If it weren’t for the U.S. Senate, which provides equal representation for every state regardless of population, Democrats could arguably indulge such preferences. But given that they only won control of the chamber this year by relying on Vice President Harris’ ability to break ties, the filibuster-proof majority necessary to pass the party’s more ambitious goals is out of reach for the foreseeable future.

So it’s not only dubious as a matter of civics to write off the nation’s rural voters — it’s a serious strategic error that imperils Democrats’ ability to hold the Senate, let alone dominate it. Democrats should also keep in mind that states are not uniformly “rural” or “urban”: Competitiveness in rural areas would enhance the party’s prospects in more populous states, too. If Democrats could avoid handing over so much of the rural vote to Republicans in key battlegrounds like Michigan, Pennsylvania, and Wisconsin, they would have a near-lock on the Electoral College.

Democrats’ ambivalence about rural America has often led them to look for easy fixes for attracting greater support in the country’s heart- and-hinter-lands. Outfitting candidates in cowboy hats or staging hunting photo-ops often seem like crafty ways of signaling cultural proximity to voters. But too-clever-by-half image makeovers only go so far and, at worst, can come off as transparently condescending. Another popular approach in Democratic circles is to simply dream of long-shot structural changes — like eliminating the filibuster or adding states — designed to blunt Republicans’ countermajoritarian advantage. But given the closely divided Congress, these proposals don’t appear to be plausible in the near future. Democrats — not to mention rural America and the country as a whole — would be better served by the party considering what it would take to be competitive in states that actually exist. 

We focus here on five Western states that highlight the Democrats’ problem. While Montana, Idaho, Wyoming, and the Dakotas account for less than 2 percent of the total U.S. population, their senators wield the same collective power in the upper chamber as those hailing from the five most populous states of California, Texas, Florida, New York, and Pennsylvania. And if one party were able to corral those five big-box states in flyover country, it would already be one-fifth of the way to a Senate majority before it even looks to the other 98 percent of the country’s population. As it stands, the Republican Party has nearly accomplished the task. As recently as 2008, the parties split those 10 seats, but today, Montana’s Jon Tester is the lone Democrat. 

That relatively recent past, however, reveals how Democrats could regain a foothold in those states, as well as other rural parts of the country. Despite a disastrous showing in 2020, it has been Montana Democrats who have most effectively competed against Republicans in this region over the last few decades. There are clear lessons from those successes that Democrats should try to recapture in Montana and export to other rural areas.

Our nationalized political environment is a central problem that Democrats will have to confront head-on to be competitive in rural areas.
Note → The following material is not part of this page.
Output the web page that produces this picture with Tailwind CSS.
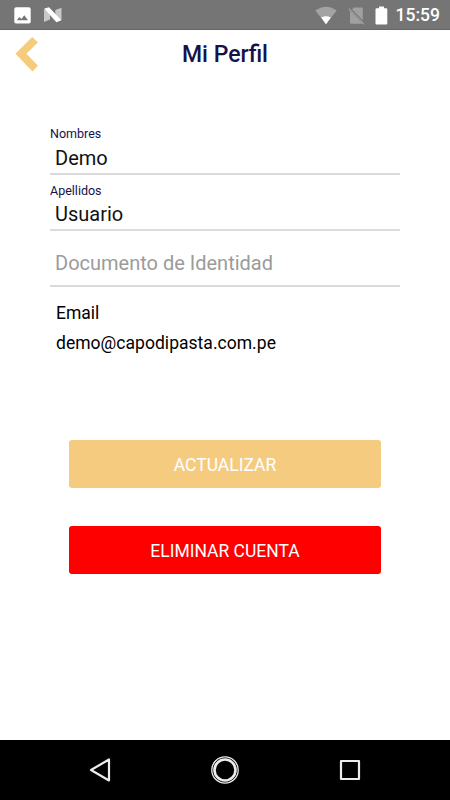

There are two core approaches that they must take simultaneously, one defensive and one offensive. First, Democrats running in these areas need to play a little defense in obvious ways, like actively rebranding themselves on mainstay political issues like the Second Amendment and abortion. This isn’t a new or particularly difficult plan to implement, but it’s one that Democrats seem to have abandoned in recent cycles because efforts to neutralize these hot-button issues requires taking policy positions that are out of step with Democrats elsewhere, particularly those in the party’s activist base. Such defensive tactics will also only go so far. The second and more important key is to go on the offensive to creatively localize their races by adopting popular positions on issues that don’t cleanly map onto national partisan cleavages. This positive strategy allows candidates to offer tangible help to rural communities while also carrying the pleasant upside of facing far less intraparty pushback because focusing on these issues would not conflict with national Democratic priorities.